■ Source excerpt ■
○ ○ ○ ○ ○ ○ ○

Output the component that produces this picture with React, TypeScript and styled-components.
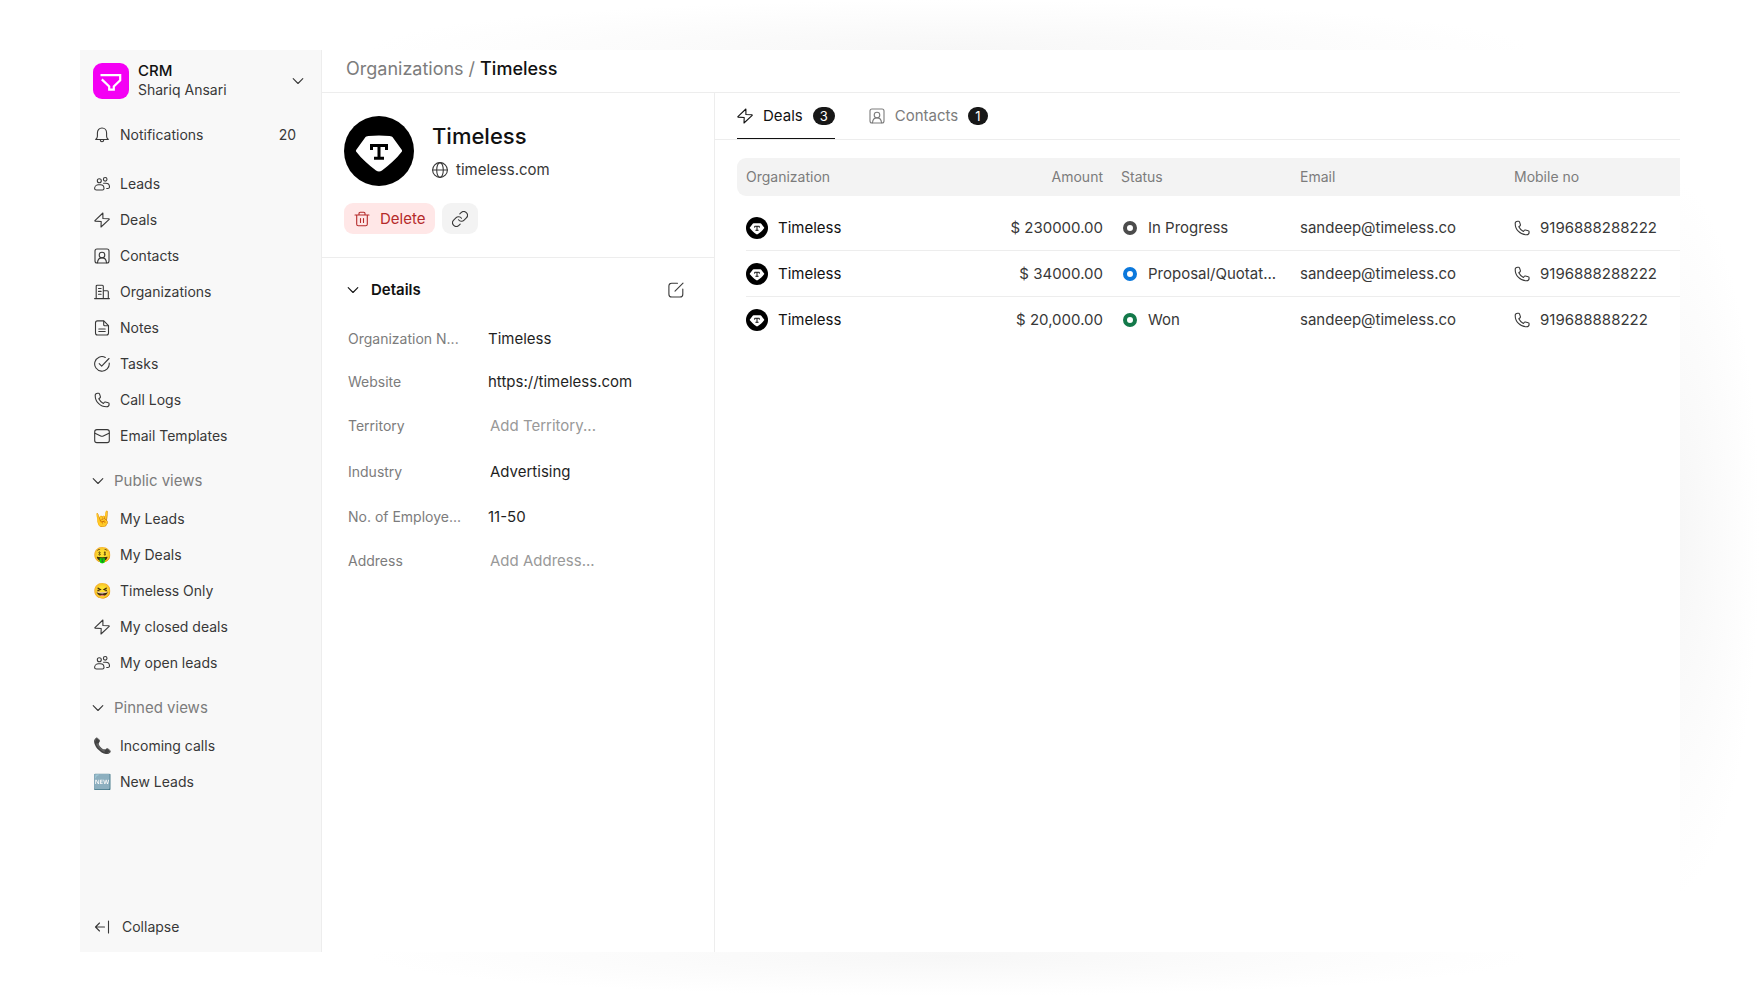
import React from "react";
import styled, { createGlobalStyle, css } from "styled-components";

const GlobalStyle = createGlobalStyle`
  *, *::before, *::after { box-sizing: border-box; }
  body {
    margin: 0;
    background: #ffffff;
    color: #383838;
    font-family: Inter, "Liberation Sans", sans-serif;
    font-size: 15px;
    line-height: 20px;
  }
  button, input, select { font: inherit; color: inherit; }
  button { border: 0; background: none; padding: 0; cursor: pointer; text-align: left; }
  a { color: inherit; text-decoration: none; }
`;

/* ---------- icons ---------- */

const Svg = styled.svg<{ $size?: number }>`
  flex: none;
  display: block;
  width: ${(p) => p.$size ?? 16}px;
  height: ${(p) => p.$size ?? 16}px;
  fill: none;
  stroke: currentColor;
  stroke-width: 1.1;
  stroke-linecap: round;
  stroke-linejoin: round;
`;

type IconProps = { size?: number };

const icon = (paths: React.ReactNode) =>
  function Icon({ size }: IconProps) {
    return (
      <Svg $size={size} viewBox="0 0 16 16" aria-hidden="true">
        {paths}
      </Svg>
    );
  };

const BellIcon = icon(
  <>
    <path d="M1.700 12.500c1-.9 1.700-2 1.700-3.300V6C3.400 3 5.300 1 8 1s4.600 2 4.600 5v3.200c0 1.300.7 2.400 1.700 3.300z" />
    <path d="M6.200 12.700c.1 1.300.8 2 1.800 2s1.700-.7 1.800-2" />
  </>
);
const LeadsIcon = icon(
  <>
    <circle cx="5.300" cy="4.700" r="2" />
    <circle cx="11.200" cy="3.300" r="1.800" />
    <path d="M2.500 14h6c1 0 1.500-.6 1.500-1.500 0-2.200-1.600-3.700-3.500-3.700h-2C2.500 8.800.6 10.300.6 12.500c0 .9.700 1.500 1.900 1.500z" />
    <path d="M9.600 7.300h2.200c2.200 0 3.700 1.600 3.700 3.700 0 1-.7 1.500-1.600 1.500h-1.200" />
  </>
);
const BoltIcon = icon(
  <path d="M8.900 1 .9 8.600c-.2.200-.1.500.2.500L7.200 9.500 7 15l8.200-7.700c.2-.2.1-.5-.2-.5L8.900 6.500z" />
);
const ContactIcon = icon(
  <>
    <rect x="1" y="1" width="14" height="14" rx="2" />
    <circle cx="8" cy="7" r="2.800" />
    <path d="M3.500 14.700c.2-2.900 2.100-4.800 4.500-4.800s4.300 1.900 4.500 4.800" />
  </>
);
const OrganizationIcon = icon(
  <>
    <path d="M.6 14.600h14.800M2.200 14.500V2.200c0-.6.400-1 1-1h5.100c.6 0 1 .4 1 1v12.300M9.300 6.800h4c.6 0 1 .4 1 1v6.700" />
    <path d="M4.500 4.500h2.600M4.500 7.400h2.600M4.500 10.300h2.600" />
  </>
);
const NoteIcon = icon(
  <>
    <path d="M3.500.9h6.300l4.700 4.800v7.300c0 1.200-.8 2-2 2h-9c-1.200 0-2-.8-2-2V2.900c0-1.200.8-2 2-2z" />
    <path d="M9.700 1.200v3.600c0 .6.400 1 1 1h3.600M4.800 9h6.400M4.800 11.500h6.400" />
  </>
);
const TaskIcon = icon(
  <>
    <path d="M11.300 1.400A7.300 7.300 0 1 0 15.200 7" />
    <path d="m5.200 7.700 2.500 2.500 7.300-7.700" />
  </>
);
const PhoneIcon = icon(
  <path d="M1.200 3.400c0 6.300 5 11.400 11.300 11.400 1.500 0 2.600-1.200 2.600-2.600v-.4c0-.5-.3-.9-.8-1l-3-.8c-.4-.1-.8 0-1 .3l-.9 1.100c-2-.9-3.600-2.500-4.600-4.600l1.300-1c.3-.3.4-.7.3-1.100l-.9-2.800c-.1-.4-.5-.7-1-.7h-.8c-1.400 0-2.500 1-2.500 2.200z" />
);
const MailIcon = icon(
  <>
    <rect x=".7" y="1.600" width="14.600" height="13" rx="2.200" />
    <path d="m1 5.200 5.700 2.700c.8.400 1.800.4 2.600 0L15 5.200" />
  </>
);
const CollapseIcon = icon(<path d="M10.500 8H1.500M5.500 4 1.500 8l4 4M14.500 2v12" />);
const ChevronIcon = icon(<path d="m3.200 5.700 4.800 4.800 4.800-4.800" />);
const GlobeIcon = icon(
  <>
    <circle cx="8" cy="8" r="7.400" />
    <ellipse cx="8" cy="8" rx="3.300" ry="7.400" />
    <path d="M.6 8h14.800" />
  </>
);
const TrashIcon = icon(
  <>
    <path d="M1 4h14M2.700 4v9.200c0 .9.700 1.600 1.600 1.600h7.400c.9 0 1.600-.7 1.600-1.600V4M5 4V2.500c0-.7.500-1.200 1.200-1.200h3.600c.7 0 1.200.5 1.200 1.200V4" />
    <path d="M6.500 7.500v4M9.500 7.500v4" />
  </>
);
const LinkIcon = icon(
  <g transform="translate(-0.900 -0.900) scale(0.742)" strokeWidth="1.500">
    <path d="M10 13a5 5 0 0 0 7.540.54l3-3a5 5 0 0 0-7.070-7.070l-1.720 1.710" />
    <path d="M14 11a5 5 0 0 0-7.540-.54l-3 3a5 5 0 0 0 7.070 7.070l1.710-1.710" />
  </g>
);
const EditIcon = icon(
  <>
    <path d="M9.500 1.200H3.700C2.100 1.200.9 2.400.9 4v8.200C.9 13.800 2.100 15 3.700 15H12c1.600 0 2.800-1.200 2.800-2.800V7" />
    <path d="M7 9.200 15 1.200" />
  </>
);

const CrmLogo = () => (
  <Svg $size={36} viewBox="0 0 36 36" aria-hidden="true">
    <rect width="36" height="36" rx="9" fill="#f400f4" stroke="none" />
    <path
      d="M7.500 12.200h19.700v5l-6.400 6.200v3.200h-4.600v-3.200l-7.400-7"
      stroke="#ffffff"
      strokeWidth="2.200"
      strokeLinecap="butt"
      strokeLinejoin="miter"
    />
  </Svg>
);

const TimelessLogo = ({ size }: { size: number }) => (
  <Svg $size={size} viewBox="0 0 70 70" aria-hidden="true">
    <circle cx="35" cy="35" r="35" fill="#000000" stroke="none" />
    <path
      d="M24.500 20q10.500-.8 21 0c1.700.1 2.800.6 3.700 1.900l8.500 11.800c.6.900.5 1.600-.2 2.400-5.300 6.700-11.500 12.700-19.500 18.300-2 1.300-4 1.300-6 0-8-5.600-14.200-11.600-19.500-18.300-.7-.8-.8-1.500-.2-2.400l8.500-11.800c.9-1.300 2-1.800 3.700-1.900z"
      fill="#ffffff"
      stroke="none"
    />
    <path
      d="M27.500 34v-4.500h15V34M35 29.500v12.800M30 42.300h10"
      stroke="#000000"
      strokeWidth="3"
      strokeLinecap="butt"
      strokeLinejoin="miter"
    />
  </Svg>
);

/* ---------- page and window ---------- */

const Page = styled.div`
  min-height: 100vh;
  padding: 50px 80px 44px;
  display: flex;
  background:
    radial-gradient(ellipse 33% 5% at 54% 5%, #f7f7f7, transparent),
    radial-gradient(ellipse 33% 4% at 54% 96%, #f7f7f7, transparent),
    radial-gradient(ellipse 5% 36% at 95% 54%, #f6f6f6, transparent),
    #ffffff;
`;

const Window = styled.div`
  flex: 1;
  min-width: 0;
  display: flex;
  background: #ffffff;
`;

/* ---------- sidebar ---------- */

const Sidebar = styled.aside`
  flex: none;
  width: 242px;
  display: flex;
  flex-direction: column;
  padding: 12px 12px 8px;
  background: #f8f8f8;
  border-right: 1px solid #ededed;
  font-size: 14px;
`;

const Account = styled.button`
  display: flex;
  align-items: center;
  gap: 9px;
  padding: 0 3px 0 1px;
  color: #383838;
`;

const AccountText = styled.span`
  flex: 1;
  display: flex;
  flex-direction: column;
`;

const AppName = styled.span`
  font-size: 15px;
  line-height: 18px;
  font-weight: 500;
  color: #111111;
`;

const UserName = styled.span`
  line-height: 20px;
`;

const Nav = styled.nav`
  display: flex;
  flex-direction: column;
`;

const NavItem = styled.a`
  display: flex;
  align-items: center;
  gap: 10px;
  height: 36px;
  padding: 0 13px 0 2px;
`;

const NotificationsNav = styled(Nav)`
  margin: 17px 0 13px;
`;

const Count = styled.span`
  margin-left: auto;
`;

const Emoji = styled.span`
  width: 16px;
  display: flex;
  justify-content: center;
  font-size: 15px;
`;

const SectionTitle = styled.button`
  display: flex;
  align-items: center;
  gap: 8px;
  height: 36px;
  margin: 9px 0 2px -2px;
  font-size: 15px;
  color: #7c7c7c;

  svg { color: #383838; }
`;

const Collapse = styled.button`
  display: flex;
  align-items: center;
  gap: 12px;
  height: 34px;
  margin-top: auto;
  padding-left: 2px;
`;

/* ---------- main area ---------- */

const Main = styled.main`
  flex: 1;
  min-width: 0;
  display: flex;
  flex-direction: column;
`;

const Breadcrumbs = styled.header`
  display: flex;
  align-items: center;
  gap: 5px;
  height: 43px;
  padding: 0 24px 4px;
  border-bottom: 1px solid #ededed;
  font-size: 18px;
  color: #7c7c7c;

  strong { font-weight: 500; color: #111111; }
`;

const Columns = styled.div`
  flex: 1;
  display: flex;
`;

const Panel = styled.section`
  flex: none;
  width: 393px;
  border-right: 1px solid #ededed;
`;

const Summary = styled.div`
  display: flex;
  flex-direction: column;
  gap: 17px;
  padding: 23px 22px;
  border-bottom: 1px solid #ededed;
`;

const Identity = styled.div`
  display: flex;
  align-items: center;
  gap: 18px;
`;

const IdentityText = styled.div`
  display: flex;
  flex-direction: column;
  gap: 10px;
`;

const Title = styled.h1`
  margin: 0;
  font-size: 22px;
  line-height: 28px;
  font-weight: 500;
  color: #111111;
`;

const SiteLink = styled.a`
  display: flex;
  align-items: center;
  gap: 8px;
`;

const Actions = styled.div`
  display: flex;
  gap: 7px;
`;

const ActionButton = styled.button<{ $danger?: boolean }>`
  display: flex;
  align-items: center;
  gap: 10px;
  height: 31px;
  padding: 0 10px;
  border-radius: 9px;
  background: #f3f3f3;

  ${(p) =>
    p.$danger &&
    css`
      background: #ffe7e7;
      color: #b52a2a;
    `}
`;

const DetailsHeader = styled.div`
  display: flex;
  align-items: center;
  justify-content: space-between;
  height: 59px;
  padding: 4px 30px 0 23px;
`;

const DetailsToggle = styled.button`
  display: flex;
  align-items: center;
  gap: 10px;
  font-weight: 600;
  color: #111111;
`;

const Field = styled.label<{ $link?: boolean }>`
  display: flex;
  align-items: center;
  height: ${(p) => (p.$link ? 46 : 43)}px;
  padding: 0 30px 0 26px;
`;

const FieldLabel = styled.span`
  width: 118px;
  flex: none;
  font-size: 14px;
  color: #7c7c7c;
  white-space: nowrap;
`;

const FieldInput = styled.input<{ $link?: boolean }>`
  flex: 1;
  min-width: 0;
  margin-left: 22px;
  padding: 0 0 0 ${(p) => (p.$link ? 2 : 0)}px;
  border: 0;
  background: none;
  color: #1f1f1f;
  outline: 0;

  &::placeholder { color: #999999; opacity: 1; }
`;

/* ---------- deals ---------- */

const Content = styled.section`
  flex: 1;
  min-width: 0;
  display: flex;
  flex-direction: column;
`;

const Tabs = styled.div`
  display: flex;
  gap: 34px;
  height: 47px;
  padding: 0 22px;
  border-bottom: 1px solid #ededed;
`;

const Tab = styled.button<{ $active?: boolean }>`
  display: flex;
  align-items: center;
  gap: 10px;
  padding-top: 1px;
  color: ${(p) => (p.$active ? "#111111" : "#7c7c7c")};
  border-bottom: 1px solid ${(p) => (p.$active ? "#111111" : "transparent")};
`;

const Badge = styled.span`
  height: 18px;
  padding: 0 7px;
  border-radius: 9px;
  background: #171717;
  color: #ffffff;
  font-size: 13px;
  line-height: 18px;
`;

const TableArea = styled.div`
  padding: 18px 0 0 22px;
  overflow: hidden;
`;

const Table = styled.table`
  width: 100%;
  table-layout: fixed;
  border-collapse: separate;
  border-spacing: 0;

  tbody::before { content: ""; display: block; height: 9px; }
`;

const Col = styled.col<{ $width?: number }>`
  ${(p) => p.$width && css`width: ${p.$width}px;`}
`;

const HeadCell = styled.th<{ $right?: boolean }>`
  height: 38px;
  padding: 0 9px;
  background: #f3f3f3;
  font-size: 14px;
  font-weight: 400;
  color: #7c7c7c;
  text-align: ${(p) => (p.$right ? "right" : "left")};

  &:first-child { border-radius: 9px 0 0 9px; }
`;

const Cell = styled.td`
  padding: 0;

  &:first-child { padding-left: 9px; }
`;

const CellContent = styled.div<{ $right?: boolean; $flush?: boolean; $last?: boolean }>`
  display: flex;
  align-items: center;
  justify-content: ${(p) => (p.$right ? "flex-end" : "flex-start")};
  gap: 10px;
  height: 46px;
  padding: 0 ${(p) => (p.$flush ? 0 : 9)}px;
  border-bottom: 1px solid ${(p) => (p.$last ? "transparent" : "#ededed")};
  white-space: nowrap;
`;

const OrgName = styled.span`
  color: #111111;
`;

const StatusRing = styled.span<{ $color: string }>`
  flex: none;
  width: 14px;
  height: 14px;
  margin: 0 1px 0 2px;
  border: 4px solid ${(p) => p.$color};
  border-radius: 50%;
`;

/* ---------- data ---------- */

type Entry = { label: string; icon: React.ReactNode };

const mainNav: Entry[] = [
  { label: "Leads", icon: <LeadsIcon /> },
  { label: "Deals", icon: <BoltIcon /> },
  { label: "Contacts", icon: <ContactIcon /> },
  { label: "Organizations", icon: <OrganizationIcon /> },
  { label: "Notes", icon: <NoteIcon /> },
  { label: "Tasks", icon: <TaskIcon /> },
  { label: "Call Logs", icon: <PhoneIcon /> },
  { label: "Email Templates", icon: <MailIcon /> },
];

const publicViews: Entry[] = [
  { label: "My Leads", icon: <Emoji>🤘</Emoji> },
  { label: "My Deals", icon: <Emoji>🤑</Emoji> },
  { label: "Timeless Only", icon: <Emoji>😆</Emoji> },
  { label: "My closed deals", icon: <BoltIcon /> },
  { label: "My open leads", icon: <LeadsIcon /> },
];

const pinnedViews: Entry[] = [
  { label: "Incoming calls", icon: <Emoji>📞</Emoji> },
  { label: "New Leads", icon: <Emoji>🆕</Emoji> },
];

const fields = [
  { label: "Organization N...", value: "Timeless" },
  { label: "Website", value: "https://timeless.com" },
  { label: "Territory", placeholder: "Add Territory...", link: true },
  { label: "Industry", value: "Advertising", link: true },
  { label: "No. of Employe...", value: "11-50" },
  { label: "Address", placeholder: "Add Address...", link: true },
];

const deals = [
  { amount: "$ 230000.00", status: "In Progress", color: "#4c4c4c", phone: "9196888288222" },
  { amount: "$ 34000.00", status: "Proposal/Quotat...", color: "#0b78dc", phone: "9196888288222" },
  { amount: "$ 20,000.00", status: "Won", color: "#13794a", phone: "919688888222" },
];

const NavList = ({ items, label }: { items: Entry[]; label: string }) => (
  <Nav aria-label={label}>
    {items.map((item) => (
      <NavItem href="#" key={item.label}>
        {item.icon}
        <span>{item.label}</span>
      </NavItem>
    ))}
  </Nav>
);

export default function App() {
  return (
    <>
      <GlobalStyle />
      <Page>
        <Window>
          <Sidebar>
            <Account type="button">
              <CrmLogo />
              <AccountText>
                <AppName>CRM</AppName>
                <UserName>Shariq Ansari</UserName>
              </AccountText>
              <ChevronIcon />
            </Account>
            <NotificationsNav aria-label="Notifications">
              <NavItem href="#">
                <BellIcon />
                <span>Notifications</span>
                <Count>20</Count>
              </NavItem>
            </NotificationsNav>
            <NavList items={mainNav} label="Main" />
            <SectionTitle type="button">
              <ChevronIcon />
              Public views
            </SectionTitle>
            <NavList items={publicViews} label="Public views" />
            <SectionTitle type="button">
              <ChevronIcon />
              Pinned views
            </SectionTitle>
            <NavList items={pinnedViews} label="Pinned views" />
            <Collapse type="button">
              <CollapseIcon />
              Collapse
            </Collapse>
          </Sidebar>

          <Main>
            <Breadcrumbs>
              <a href="#">Organizations</a>
              <span>/</span>
              <strong>Timeless</strong>
            </Breadcrumbs>
            <Columns>
              <Panel>
                <Summary>
                  <Identity>
                    <TimelessLogo size={70} />
                    <IdentityText>
                      <Title>Timeless</Title>
                      <SiteLink href="#">
                        <GlobeIcon />
                        timeless.com
                      </SiteLink>
                    </IdentityText>
                  </Identity>
                  <Actions>
                    <ActionButton type="button" $danger>
                      <TrashIcon />
                      Delete
                    </ActionButton>
                    <ActionButton type="button" aria-label="Open website">
                      <LinkIcon />
                    </ActionButton>
                  </Actions>
                </Summary>
                <DetailsHeader>
                  <DetailsToggle type="button">
                    <ChevronIcon />
                    Details
                  </DetailsToggle>
                  <button type="button" aria-label="Edit details">
                    <EditIcon />
                  </button>
                </DetailsHeader>
                {fields.map((f) => (
                  <Field key={f.label} $link={f.link}>
                    <FieldLabel>{f.label}</FieldLabel>
                    <FieldInput
                      type="text"
                      $link={f.link}
                      defaultValue={f.value}
                      placeholder={f.placeholder}
                    />
                  </Field>
                ))}
              </Panel>

              <Content>
                <Tabs role="tablist">
                  <Tab type="button" role="tab" aria-selected="true" $active>
                    <BoltIcon />
                    Deals
                    <Badge>3</Badge>
                  </Tab>
                  <Tab type="button" role="tab" aria-selected="false">
                    <ContactIcon />
                    Contacts
                    <Badge>1</Badge>
                  </Tab>
                </Tabs>
                <TableArea>
                  <Table>
                    <colgroup>
                      <Col />
                      <Col $width={160} />
                      <Col $width={179} />
                      <Col $width={214} />
                      <Col $width={175} />
                    </colgroup>
                    <thead>
                      <tr>
                        <HeadCell>Organization</HeadCell>
                        <HeadCell $right>Amount</HeadCell>
                        <HeadCell>Status</HeadCell>
                        <HeadCell>Email</HeadCell>
                        <HeadCell>Mobile no</HeadCell>
                      </tr>
                    </thead>
                    <tbody>
                      {deals.map((d, i) => {
                        const last = i === deals.length - 1;
                        return (
                          <tr key={d.status}>
                            <Cell>
                              <CellContent $flush $last={last}>
                                <TimelessLogo size={22} />
                                <OrgName>Timeless</OrgName>
                              </CellContent>
                            </Cell>
                            <Cell>
                              <CellContent $right $last={last}>{d.amount}</CellContent>
                            </Cell>
                            <Cell>
                              <CellContent $last={last}>
                                <StatusRing $color={d.color} />
                                {d.status}
                              </CellContent>
                            </Cell>
                            <Cell>
                              <CellContent $last={last}>sandeep@timeless.co</CellContent>
                            </Cell>
                            <Cell>
                              <CellContent $last={last}>
                                <PhoneIcon />
                                {d.phone}
                              </CellContent>
                            </Cell>
                          </tr>
                        );
                      })}
                    </tbody>
                  </Table>
                </TableArea>
              </Content>
            </Columns>
          </Main>
        </Window>
      </Page>
    </>
  );
}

○ ○ ○ ○ ○ ○ ○

■ What you will do ■
Write out exactly the lines between the start of the data and the line with "icons ---------- */", including both, but none of the pictures.

■ Exercise output ■
Output the component that produces this picture with React, TypeScript and styled-components.
import React from "react";
import styled, { createGlobalStyle, css } from "styled-components";

const GlobalStyle = createGlobalStyle`
  *, *::before, *::after { box-sizing: border-box; }
  body {
    margin: 0;
    background: #ffffff;
    color: #383838;
    font-family: Inter, "Liberation Sans", sans-serif;
    font-size: 15px;
    line-height: 20px;
  }
  button, input, select { font: inherit; color: inherit; }
  button { border: 0; background: none; padding: 0; cursor: pointer; text-align: left; }
  a { color: inherit; text-decoration: none; }
`;

/* ---------- icons ---------- */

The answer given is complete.